“We got people breaking into houses. I hope they come back. It’s been a while since I shot somebody.”
Men in hoodies splashed through knee-deep water in galoshes, shouting, trying to start a chainsaw. They worked at DeGarmo’s Boat Yard in Babylon, New York, on the south shore of Long Island. The yard was a wreckage heap of hulls and masts, boats on top of boats. The men were trying to get a swamped, broken dock out of the way—probably it had washed into the yard from somewhere else—so they could begin to salvage their destroyed boats.
It was Wednesday afternoon, two days after Hurricane Sandy made landfall, and I was driving around the south shore near Babylon, which took a direct hit from the storm buffered only by Fire Island, where journalists are not yet allowed and where recovery efforts are still underway. My guide, Chris Padden, a Long Island wilderness search-and-rescue team leader, leaned out of his Ford F-150. “You guys need a chainsaw? I got a chainsaw.”
“This guy’s got a chainsaw!”
Padden, who is 39 and has a military-style buzz cut, hopped out, threw on camouflage waders, grabbed the chainsaw, and sloshed through shin-deep water to hack up the dock. I watched, as did 20 or so marina employees around me. I had my tape recorder and notebook with me, and, feeling a sense of obligation to my job, I asked a tall man standing near me what his name was.
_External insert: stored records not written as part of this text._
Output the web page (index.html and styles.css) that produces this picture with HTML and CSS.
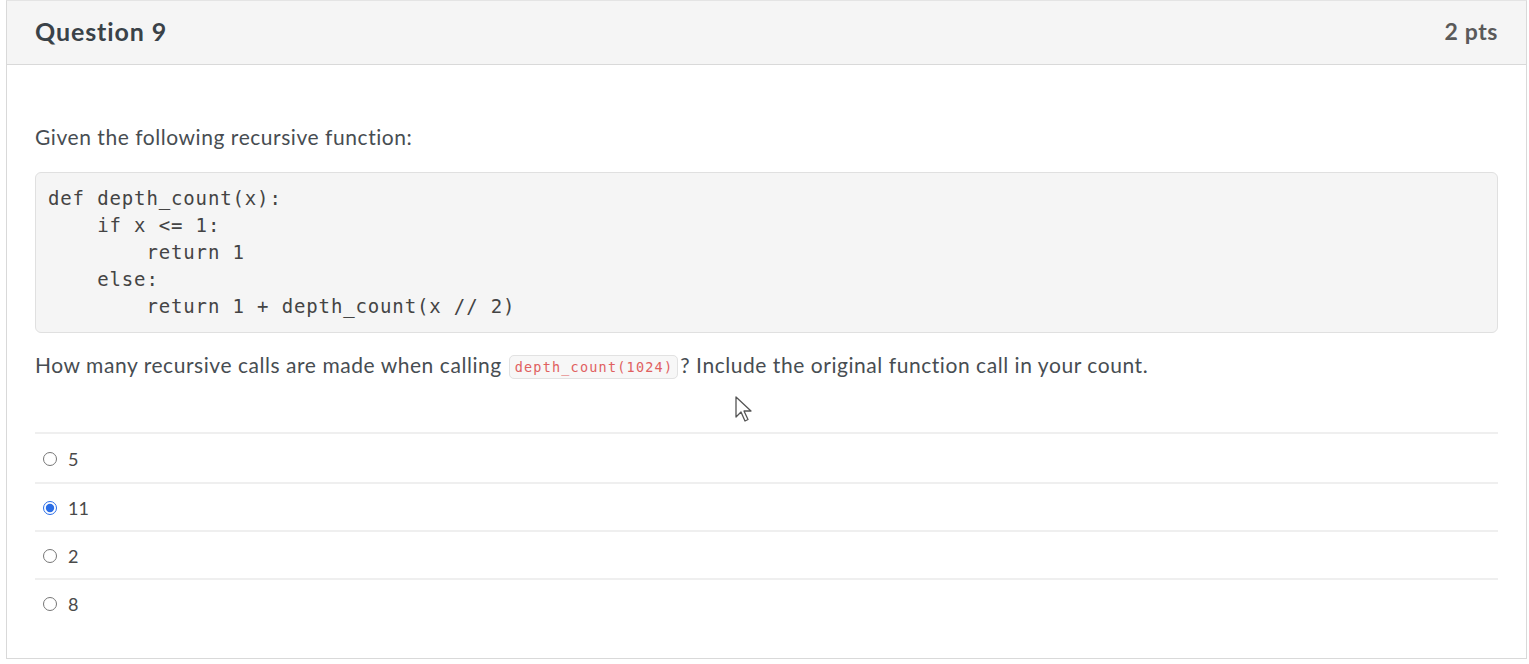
FILE: index.html
```html
<!DOCTYPE html>
<html lang="en">
<head>
    <meta charset="UTF-8">
    <title>Question 9</title>
    <link rel="stylesheet" href="styles.css">
</head>
<body>
    <div class="question">
        <div class="question-header">
            <h2>Question 9</h2>
            <span class="points">2 pts</span>
        </div>
        <div class="question-body">
            <p class="prompt">Given the following recursive function:</p>
<pre class="code">def depth_count(x):
    if x &lt;= 1:
        return 1
    else:
        return 1 + depth_count(x // 2)</pre>
            <p class="prompt ask">How many recursive calls are made when calling <code>depth_count(1024)</code>? Include the original function call in your count.</p>
            <div class="cursor-spot">
                <svg class="cursor" width="20" height="28" viewBox="0 0 20 28"><path d="M2 1 L2 21 L7 16 L11 25 L14 23.5 L10 15 L17 15 Z" fill="#fff" stroke="#555" stroke-width="1.3" stroke-linejoin="round"/></svg>
            </div>
            <ul class="answers">
                <li><label><input type="radio" name="q9"> 5</label></li>
                <li><label><input type="radio" name="q9" checked> 11</label></li>
                <li><label><input type="radio" name="q9"> 2</label></li>
                <li><label><input type="radio" name="q9"> 8</label></li>
            </ul>
        </div>
    </div>
</body>
</html>
```

FILE: styles.css
```css
body { margin: 0; padding: 0; background-color: #fff; font-family: Lato, "Open Sans", sans-serif; color: #2d3b45; }
.question { margin: 0 2px 0 6px; border: 1px solid #d9d9d9; border-top-color: #e4e4e4; height: 659px; box-sizing: border-box; }
.question-header { height: 64px; box-sizing: border-box; background-color: #f5f5f5; border-bottom: 1px solid #d9d9d9; display: flex; justify-content: space-between; align-items: center; padding: 0 28px 4px; }
.question-header h2 { margin: 0; font-size: 25px; font-weight: bold; letter-spacing: 0.9px; color: #3a4248; }
.points { font-size: 23px; font-weight: bold; letter-spacing: 0.6px; color: #5a5a5a; }
.question-body { padding: 58px 28px 0; }
.prompt { margin: 0; font-size: 21px; letter-spacing: 0.55px; line-height: 28px; color: #474d52; }
.code { margin: 21px 0 0; padding: 12px 12px 12px 12px; background-color: #f5f5f5; border: 1px solid #e0e0e0; border-radius: 6px; font-family: "DejaVu Sans Mono", monospace; font-size: 19px; letter-spacing: 0.86px; line-height: 27px; color: #444; }
.ask { margin-top: 18px; }
.ask code { font-family: "DejaVu Sans Mono", monospace; font-size: 13.5px; letter-spacing: 1.2px; color: #e06060; background-color: #f7f7f7; border: 1px solid #e2e2e2; border-radius: 5px; padding: 3px 4px 3px 5px; margin: 0 2px 0 1px; position: relative; top: -1px; }
.cursor-spot { height: 50px; position: relative; }
.cursor { position: absolute; left: 699px; top: 14px; }
.answers { list-style: none; margin: 0; padding: 0; }
.answers li { border-top: 2px solid #efefef; height: 44px; display: flex; align-items: center; padding-top: 2px; }
.answers li:nth-child(1) { height: 46px; }
.answers label { font-size: 18px; color: #4a4a4a; display: flex; align-items: center; }
.answers input { margin: 0 11px 0 8px; width: 14px; height: 14px; accent-color: #2a6de6; }
```
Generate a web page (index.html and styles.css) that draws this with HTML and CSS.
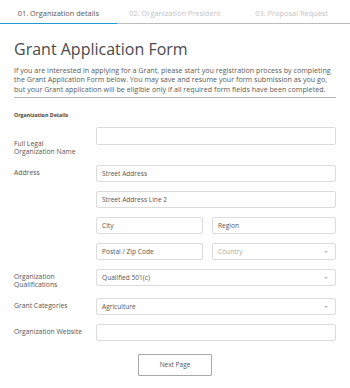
FILE: index.html
```html
<!DOCTYPE html>
<html lang="en">
  <head>
    <meta charset="UTF-8" />
    <meta name="viewport" content="width=device-width, initial-scale=1.0" />
    <title>Grant Application Form</title>
    <link rel="stylesheet" href="styles.css">
  </head>
  <body>
    <div class="tabs">
      <div class="tab active">01. Organization details</div>
      <div class="tab">02. Organization President</div>
      <div class="tab">03. Proposal Request</div>
    </div>

    <div class="con">
      <h1>Grant Application Form</h1>
      <p class="intro">
        If you are interested in applying for a Grant, please start you registration process by completing<br />
        the Grant Application Form below. You may save and resume your form submission as you go,<br />
        but your Grant application will be eligible only if all required form fields have been completed.
      </p>
      <hr />
      <h2>Organization Details</h2>

      <div class="field">
        <label class="label first">Full Legal<br />Organization Name</label>
        <div class="inputs">
          <input class="box tall" type="text" />
        </div>
      </div>

      <div class="field">
        <label class="label">Address</label>
        <div class="inputs">
          <input class="box" type="text" placeholder="Street Address" />
          <input class="box" type="text" placeholder="Street Address Line 2" />
          <div class="pair">
            <input class="box" type="text" placeholder="City" />
            <input class="box" type="text" placeholder="Region" />
          </div>
          <div class="pair">
            <input class="box" type="text" placeholder="Postal / Zip Code" />
            <div class="box select muted">Country</div>
          </div>
        </div>
      </div>

      <div class="field">
        <label class="label">Organization<br />Qualifications</label>
        <div class="inputs">
          <div class="box select">Qualified 501(c)</div>
        </div>
      </div>

      <div class="field">
        <label class="label">Grant Categories</label>
        <div class="inputs">
          <div class="box select">Agriculture</div>
        </div>
      </div>

      <div class="field">
        <label class="label">Organization Website</label>
        <div class="inputs">
          <input class="box" type="text" />
        </div>
      </div>

      <div class="actions">
        <button id="next-btn">Next Page</button>
      </div>
    </div>
  </body>
</html>
```

FILE: styles.css
```css
body {
  margin: 0;
  background-color: #fff;
  font-family: "Open Sans", sans-serif;
  color: #555;
}

.tabs {
  display: flex;
}

.tab {
  flex: 1;
  text-align: center;
  font-size: 7.4px;
  line-height: 10px;
  padding: 8px 0 5px;
  color: #c4c4c4;
  border-bottom: 1.5px solid #bdbdbd;
}

.tab.active {
  color: #555;
  border-bottom-color: #1e9ad6;
}

.con {
  padding: 0 14px;
}

h1 {
  font-size: 16px;
  font-weight: normal;
  line-height: 22px;
  color: #4a4a4a;
  margin: 14px 0 6px;
}

.intro {
  font-size: 7.15px;
  line-height: 9.3px;
  margin: 0;
  color: #5a5a5a;
  white-space: nowrap;
}

hr {
  border: none;
  border-top: 1px solid #b5b5b5;
  margin: 3px 0 0;
}

h2 {
  font-size: 5.3px;
  font-weight: bold;
  line-height: 8px;
  color: #444;
  margin: 13px 0 8px;
}

.field {
  display: grid;
  grid-template-columns: 82px 1fr;
  margin-bottom: 9px;
}

.label {
  font-size: 6.8px;
  line-height: 8px;
  padding-top: 4.2px;
  color: #555;
}

.label.first {
  padding-top: 13px;
}

.inputs {
  display: flex;
  flex-direction: column;
  gap: 9px;
}

.pair {
  display: grid;
  grid-template-columns: 107px 1fr;
  gap: 9px;
}

.box {
  box-sizing: border-box;
  height: 17px;
  width: 100%;
  margin: 0;
  border: 1px solid #dcdcdc;
  border-radius: 2px;
  padding: 0 5px;
  font-family: "Open Sans", sans-serif;
  font-size: 6.6px;
  line-height: 15px;
  color: #555;
  background: #fff;
}

.box.tall {
  height: 18px;
}

.box::placeholder {
  color: #555;
}

.select {
  position: relative;
}

.select::after {
  content: "";
  position: absolute;
  right: 7px;
  top: 7px;
  border-left: 2.5px solid transparent;
  border-right: 2.5px solid transparent;
  border-top: 2.5px solid #bbb;
}

.muted {
  color: #aaa;
}

.actions {
  text-align: center;
}

#next-btn {
  width: 74px;
  height: 22px;
  background: #fff;
  border: 1px solid #a9a9a9;
  border-radius: 1px;
  font-family: "Open Sans", sans-serif;
  font-size: 6.5px;
  color: #555;
  cursor: pointer;
}
```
“What’s this for?” he asked.
“I’m with Outside magazine,” I replied.
He looked down. “I don’t, I don’t want to—”
“I’m so sorry,” I said and went back to Padden’s truck, where I ditched my notebook and recorder. We heard sirens; a fire-department chief rolled up in a new SUV. Crew cut, tan. I approached another of the dockworkers and offered to help. “There’s nothing to do,” he said. “We’re getting shut down.” The fire department soon arrived in full. There was a gas leak in a nearby house, and the DeGarmo’s guys were ordered to stop their salvage mission. Padden’s saw went silent; he’d finished cutting up the broken dock, but no one would be getting to the boats anytime soon. Another dockworker, who looked to be in his forties, sloshed through the water in rubber boots. I asked if he was doing OK. He didn’t turn to meet my eye.